When German architect and urban planner Niels Gutschow first arrived in Kathmandu Valley in 1962, what he saw blew his mind away.
"There was only one word to describe it," he recalls in his new book, The Kathmandu Valley, "it was pristine."
When he returned eight years later in 1970, not much had changed. But in subsequent years, as Gutschow got involved with heritage conservation work in Kathmandu and Bhaktapur, he was stunned by the accelerated transformation of the Valley's urban space.
It wasn't just the physical buildings, but the festivals, rituals, and the small everyday glimpses of a rich urban civilisation were all losing their lustre. The availability of cement, steel, and glass was radically changing Kathmandu's cityscape.
As an architectural planner, Gutschow was saddened by this, and admits there may have been some romanticism, even orientalism, behind his fascination with the old world. But in The Kathmandu Valley he takes a deliberately dispassionate attitude to documenting the spreading urban ugliness, looking as a detached observer at how lifeless grey slowly took over the chlorophyll green of the farms and terraces.
"I was here to document the building heritage of the Newars," recalls Gutschow, whose encyclopedic life's work, Architecture of the Newars, was published last year, "but since 1990 I found myself becoming a chronicler of change."
Gutschow uses a subdued, but pained, vocabulary to describe it all. As he says in the book: "The curiosity I feel about this ongoing development has nothing denunciatory about it. The documentation of the construction sites does reveal a certain crudity, not to say brutality. Its aim is to achieve a largely unemotional presentation of one aspect of reality."
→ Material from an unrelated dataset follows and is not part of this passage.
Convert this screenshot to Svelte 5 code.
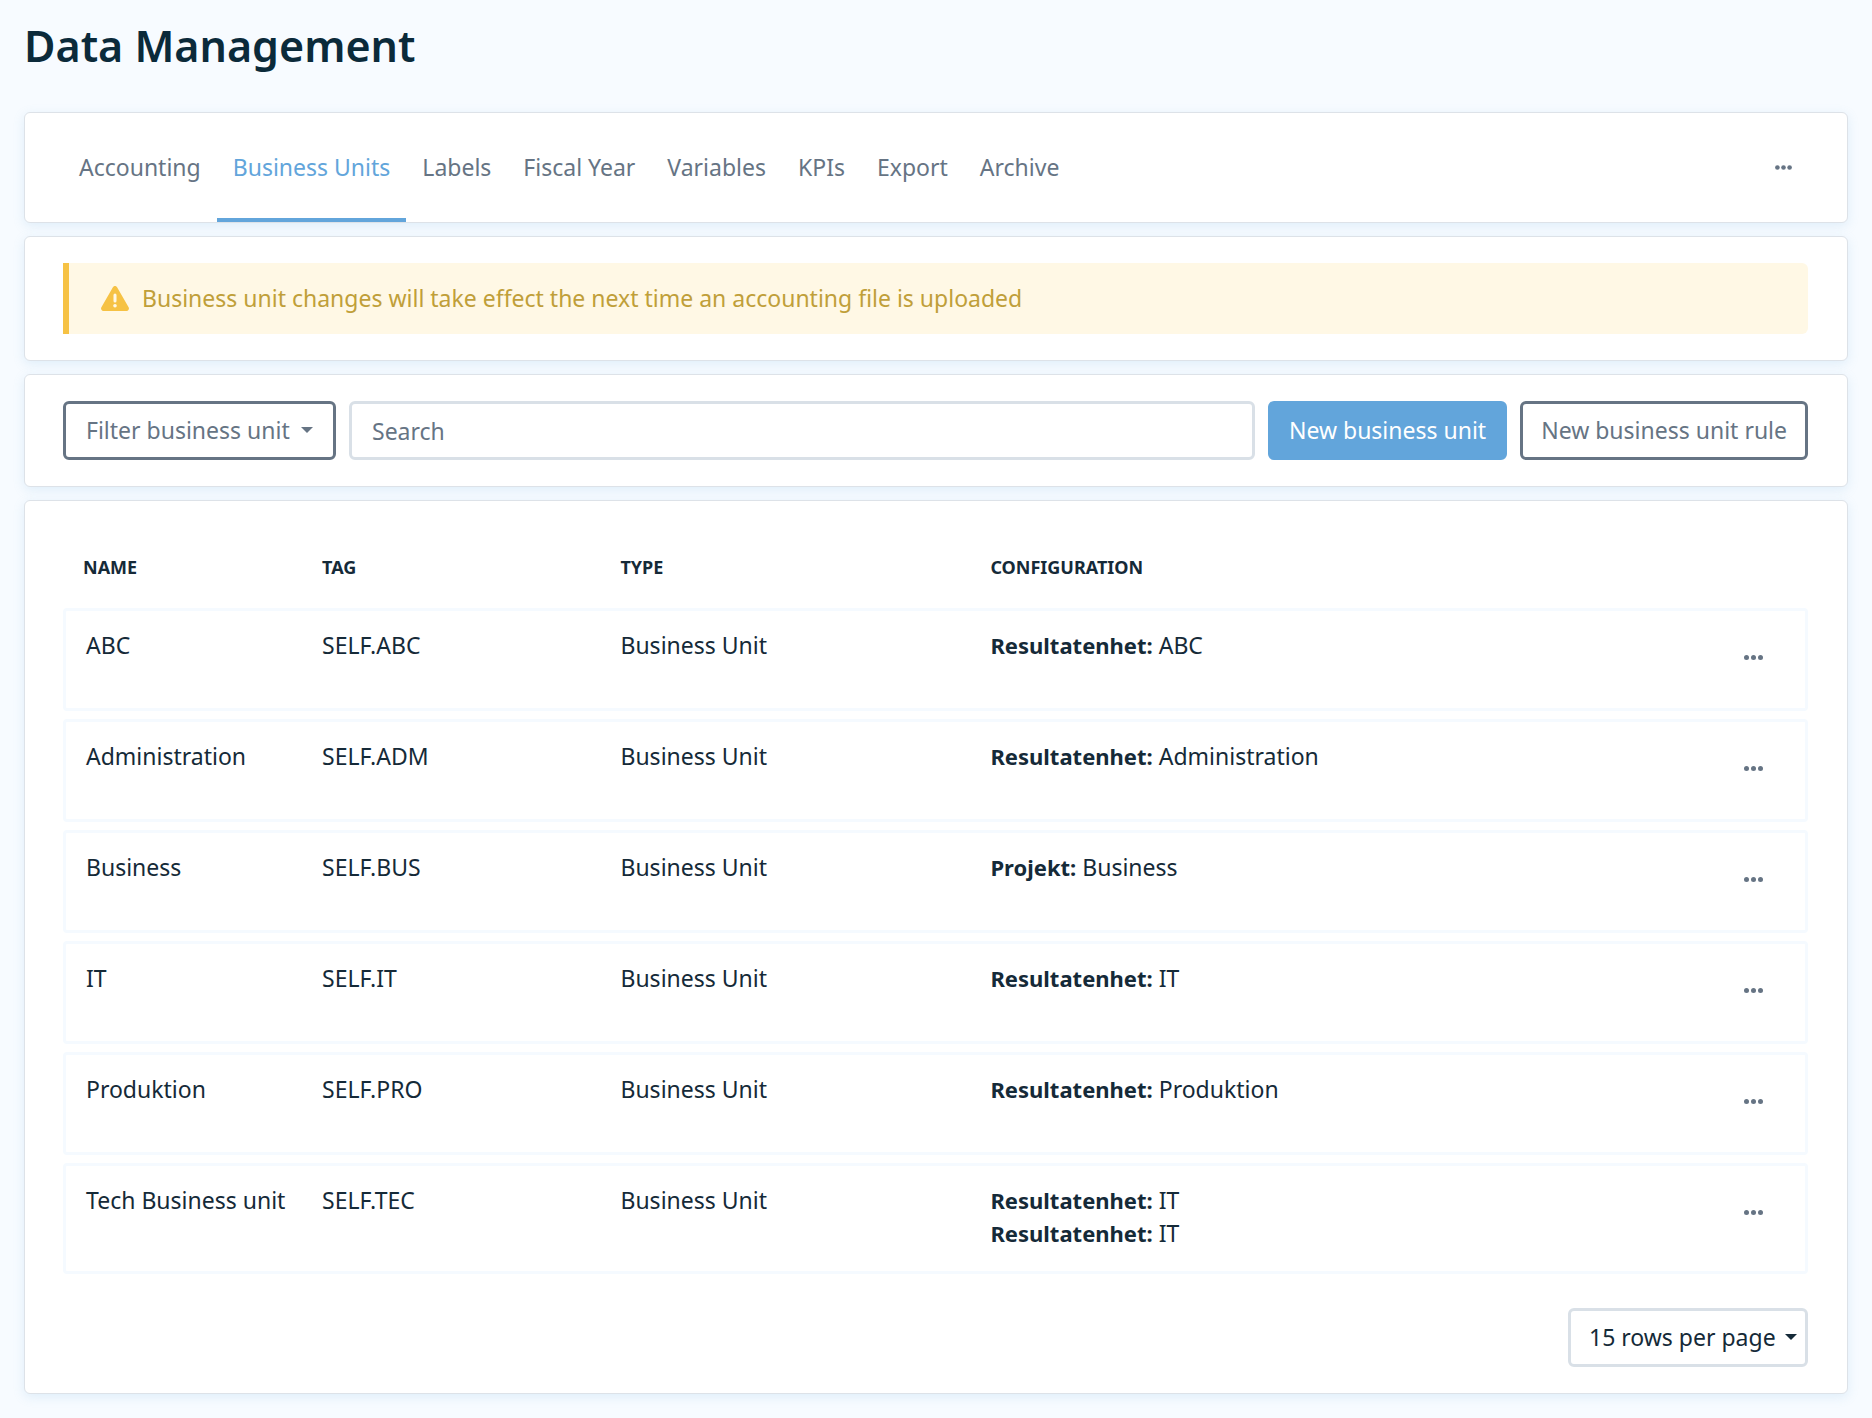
<script lang="ts">
	interface Unit {
		name: string;
		tag: string;
		type: string;
		configuration: { key: string; value: string }[];
	}

	const tabs = [
		'Accounting',
		'Business Units',
		'Labels',
		'Fiscal Year',
		'Variables',
		'KPIs',
		'Export',
		'Archive'
	];
	let activeTab = $state('Business Units');

	const units: Unit[] = [
		{
			name: 'ABC',
			tag: 'SELF.ABC',
			type: 'Business Unit',
			configuration: [{ key: 'Resultatenhet', value: 'ABC' }]
		},
		{
			name: 'Administration',
			tag: 'SELF.ADM',
			type: 'Business Unit',
			configuration: [{ key: 'Resultatenhet', value: 'Administration' }]
		},
		{
			name: 'Business',
			tag: 'SELF.BUS',
			type: 'Business Unit',
			configuration: [{ key: 'Projekt', value: 'Business' }]
		},
		{
			name: 'IT',
			tag: 'SELF.IT',
			type: 'Business Unit',
			configuration: [{ key: 'Resultatenhet', value: 'IT' }]
		},
		{
			name: 'Produktion',
			tag: 'SELF.PRO',
			type: 'Business Unit',
			configuration: [{ key: 'Resultatenhet', value: 'Produktion' }]
		},
		{
			name: 'Tech Business unit',
			tag: 'SELF.TEC',
			type: 'Business Unit',
			configuration: [
				{ key: 'Resultatenhet', value: 'IT' },
				{ key: 'Resultatenhet', value: 'IT' }
			]
		}
	];

	let search = $state('');
	let rowsPerPage = $state(15);

	let visibleUnits = $derived(
		units
			.filter((u) => `${u.name} ${u.tag}`.toLowerCase().includes(search.toLowerCase()))
			.slice(0, rowsPerPage)
	);
</script>

{#snippet caret()}
	<svg class="caret" viewBox="0 0 12 6" width="12" height="6" aria-hidden="true">
		<path d="M0 0h12L6 6z" fill="currentColor" />
	</svg>
{/snippet}

<main>
	<h1>Data Management</h1>

	<div class="card tab-card">
		<nav>
			{#each tabs as tab (tab)}
				<a
					href="#{tab.toLowerCase().replace(' ', '-')}"
					class:active={activeTab === tab}
					onclick={() => (activeTab = tab)}
				>
					{tab}
				</a>
			{/each}
		</nav>
		<button class="more" aria-label="More options">
			<svg viewBox="0 0 17 5" width="17" height="5" fill="currentColor">
				<circle cx="2.4" cy="2.5" r="2.3" />
				<circle cx="8.5" cy="2.5" r="2.3" />
				<circle cx="14.6" cy="2.5" r="2.3" />
			</svg>
		</button>
	</div>

	<div class="card">
		<div class="alert" role="status">
			<svg viewBox="0 0 28 25" width="28" height="25" aria-hidden="true">
				<path
					d="M11.9 1.2a2.4 2.4 0 0 1 4.2 0l11.5 20.1a2.4 2.4 0 0 1-2.1 3.6h-23A2.4 2.4 0 0 1 .4 21.3z"
					fill="#f6c244"
				/>
				<path d="M14 9v6" stroke="#fff8e5" stroke-width="3" stroke-linecap="round" />
				<circle cx="14" cy="19.8" r="1.8" fill="#fff8e5" />
			</svg>
			<span>Business unit changes will take effect the next time an accounting file is uploaded</span>
		</div>
	</div>

	<div class="card toolbar">
		<div class="dropdown filter">
			<select aria-label="Filter business unit">
				<option>Filter business unit</option>
			</select>
			{@render caret()}
		</div>
		<input type="text" placeholder="Search" aria-label="Search" bind:value={search} />
		<button class="btn primary">New business unit</button>
		<button class="btn outline">New business unit rule</button>
	</div>

	<div class="card">
		<table>
			<colgroup>
				<col class="col-name" />
				<col class="col-tag" />
				<col class="col-type" />
				<col />
				<col class="col-actions" />
			</colgroup>
			<thead>
				<tr>
					<th scope="col">Name</th>
					<th scope="col">Tag</th>
					<th scope="col">Type</th>
					<th scope="col">Configuration</th>
					<td></td>
				</tr>
			</thead>
			<tbody>
				{#each visibleUnits as unit (unit.tag)}
					<tr>
						<td>{unit.name}</td>
						<td>{unit.tag}</td>
						<td>{unit.type}</td>
						<td>
							{#each unit.configuration as item}
								<div><strong>{item.key}:</strong> {item.value}</div>
							{/each}
						</td>
						<td class="actions">
							<button class="more" aria-label="Actions for {unit.name}">
								<svg viewBox="0 0 19 5" width="19" height="5" fill="currentColor">
									<circle cx="2.5" cy="2.5" r="2.5" />
									<circle cx="9.5" cy="2.5" r="2.5" />
									<circle cx="16.5" cy="2.5" r="2.5" />
								</svg>
							</button>
						</td>
					</tr>
				{/each}
			</tbody>
		</table>

		<div class="pager">
			<div class="dropdown">
				<select aria-label="Rows per page" bind:value={rowsPerPage}>
					<option value={15}>15 rows per page</option>
					<option value={25}>25 rows per page</option>
					<option value={50}>50 rows per page</option>
				</select>
				{@render caret()}
			</div>
		</div>
	</div>
</main>

<style>
	:global(body) {
		background: #f7fbff;
	}

	main {
		display: flex;
		flex-direction: column;
		gap: 13px;
		padding: 14px 24px 23px;
		font-family: 'Noto Sans', sans-serif;
		font-size: 23px;
		line-height: 33px;
		color: #152a38;
	}

	h1 {
		margin: 0 0 21px;
		font-size: 43px;
		font-weight: 600;
		line-height: 64px;
		color: #0b2a3a;
	}

	.card {
		padding: 26px 39px 26px 38px;
		background: #fff;
		border: 1px solid #dde2e8;
		border-radius: 6px;
		box-shadow: 0 3px 12px rgba(98, 165, 219, 0.16);
	}

	.tab-card {
		display: flex;
		align-items: center;
		justify-content: space-between;
		padding-top: 0;
		padding-bottom: 0;
	}

	nav {
		display: flex;
	}

	nav a {
		padding: 38px 16px 34px;
		border-bottom: 4px solid transparent;
		color: #667484;
		text-decoration: none;
	}

	nav a.active {
		color: #62a5db;
		border-bottom-color: #62a5db;
	}

	.more {
		display: inline-flex;
		align-items: center;
		justify-content: center;
		width: 50px;
		height: 56px;
		padding: 0;
		border: 0;
		background: none;
		color: #667484;
		cursor: pointer;
	}

	.alert {
		display: flex;
		align-items: center;
		gap: 13px;
		min-height: 71px;
		padding: 0 32px;
		box-sizing: border-box;
		border-left: 6px solid #f6c244;
		border-radius: 0 6px 6px 0;
		background: #fff8e5;
		color: #c09f39;
	}

	.toolbar {
		display: flex;
		gap: 13px;
	}

	select,
	input,
	.btn {
		height: 59px;
		padding: 0 20px;
		box-sizing: border-box;
		border: 3px solid #d9e0e7;
		border-radius: 6px;
		background: #fff;
		font: inherit;
		color: inherit;
	}

	input {
		flex: 1;
		min-width: 0;
	}

	input::placeholder {
		color: #667484;
		opacity: 1;
	}

	.btn {
		padding: 0 18px;
		cursor: pointer;
		white-space: nowrap;
	}

	.btn.primary {
		border-color: #62a5db;
		background: #62a5db;
		color: #fff;
	}

	.btn.outline {
		border-color: #667484;
		color: #667484;
	}

	.dropdown {
		position: relative;
	}

	.dropdown select {
		padding: 0 29px 0 18px;
		appearance: none;
		cursor: pointer;
	}

	.dropdown .caret {
		position: absolute;
		top: 26px;
		right: 11px;
		pointer-events: none;
	}

	.filter {
		color: #667484;
	}

	.filter select {
		padding: 0 43px 0 20px;
		border-color: #667484;
	}

	.filter .caret {
		right: 23px;
	}

	table {
		width: 100%;
		table-layout: fixed;
		border-collapse: separate;
		border-spacing: 0 8px;
	}

	.col-name {
		width: 13.7%;
	}

	.col-tag {
		width: 17.1%;
	}

	.col-type {
		width: 21.2%;
	}

	.col-actions {
		width: 107px;
	}

	th {
		padding: 21px 20px;
		font-size: 18px;
		font-weight: 700;
		line-height: 23px;
		text-align: left;
		text-transform: uppercase;
	}

	tbody td {
		padding: 18px 20px 21px;
		border: solid #f5faff;
		border-width: 3px 0;
		vertical-align: top;
	}

	tbody td:first-child {
		border-left-width: 3px;
		border-radius: 4px 0 0 4px;
		white-space: nowrap;
	}

	tbody td:last-child {
		border-right-width: 3px;
		border-radius: 0 4px 4px 0;
	}

	strong {
		font-size: 22px;
		font-weight: 700;
	}

	tbody .actions {
		padding-bottom: 23px;
		line-height: 0;
		text-align: center;
	}

	.pager {
		display: flex;
		justify-content: flex-end;
		margin-top: 26px;
	}
</style>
There is removed understatement in his preface, where he describes how Corinthian columns with vase-shaped capitals and Tympanums have become 'fashionable'. There are 'ruined contraptions', the terrace farms below Thimi are covered by 'three-to-five-storey boxes devoid of any formal ambition'. The book has images of billboards atop the houses along Tin Kune, the 'palazzos decorated with pilasters', and the new status symbols of aluminium composite panels with mirror glass on street-front buildings.
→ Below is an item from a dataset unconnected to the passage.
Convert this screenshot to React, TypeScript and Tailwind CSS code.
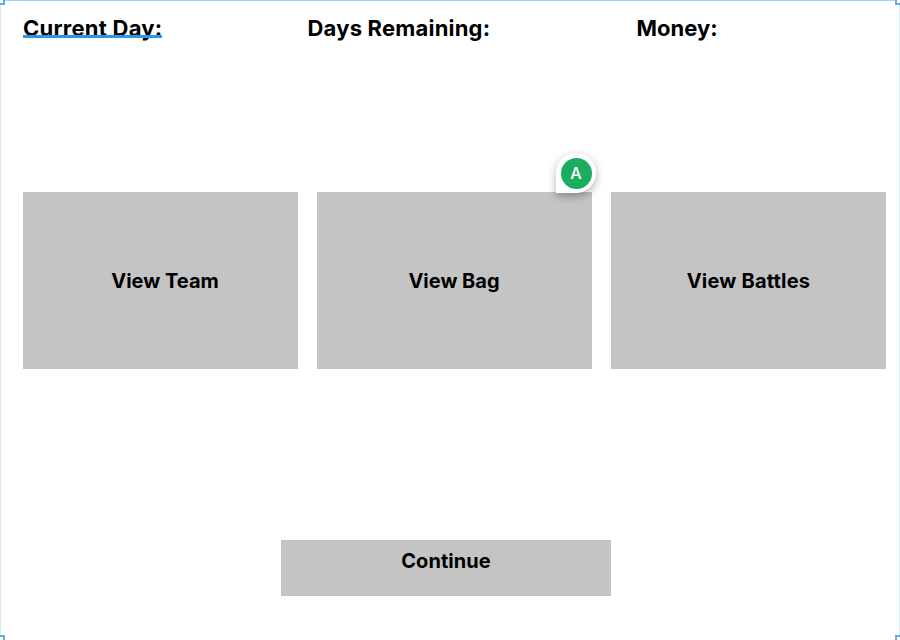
const card = "flex h-[177px] w-[275px] items-center justify-center bg-[#c4c4c4] text-[20px] font-bold";
const handle = "absolute h-[10px] w-[10px] border-2 border-[#5fb0e6] bg-white";

export default function App() {
  return (
    <div className="relative h-[640px] w-[900px] overflow-hidden bg-white pl-[23px] font-['Inter',sans-serif] text-black">
      <header className="flex h-[192px] pt-[14px] text-[22px] leading-[28px] font-bold whitespace-nowrap">
        <div className="w-[284.5px]">
          <span className="relative inline-block tracking-[0.25px]">
            Current Day:
            <span className="absolute top-[21px] left-0 h-[3px] w-full bg-[#2b96e8]" />
          </span>
        </div>
        <div className="w-[329px] tracking-[0.2px]">Days Remaining:</div>
        <div>Money:</div>
      </header>
      <main className="flex gap-[19px]">
        <button className={card}>
          <span className="ml-[9px]">View Team</span>
        </button>
        <button className={card}>
          <span className="-ml-[1px]">View Bag</span>
        </button>
        <button className={card}>
          <span className="tracking-[0.2px]">View Battles</span>
        </button>
      </main>
      <button className="mt-[171px] ml-[258px] flex h-[56px] w-[330px] items-start justify-center bg-[#c4c4c4] pt-[6px] text-[20px] font-bold tracking-[0.05px]">
        Continue
      </button>
      <div className="absolute top-[153px] left-[556px] flex h-[40px] w-[40px] items-center justify-center rounded-[20px] rounded-bl-none bg-white shadow-[0_3px_8px_rgba(0,0,0,0.32)]">
        <span className="flex h-[31px] w-[31px] items-center justify-center rounded-full bg-[#1bad5f] text-[16px] font-medium text-white">A</span>
      </div>
      <div className="pointer-events-none absolute inset-0 border-x border-t border-x-[#d9edf9] border-t-[#a5d2ef]" />
      <i className={`${handle} -top-[5px] -left-[5px]`} />
      <i className={`${handle} -top-[5px] -right-[5px]`} />
      <i className={`${handle} -bottom-[5px] -left-[5px]`} />
      <i className={`${handle} -right-[5px] -bottom-[5px]`} />
    </div>
  );
}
Gutschow has used his photographs to document in place and time the current visual landscape of Kathmandu without any embellishment or intention to make the images more beautiful or more ugly. They are just there, monumental follies to greed, a lack of concern about seismic safety, and singularly devoid of the sophistication and refinement shown by ancestors who built beauty and harmony into our cities.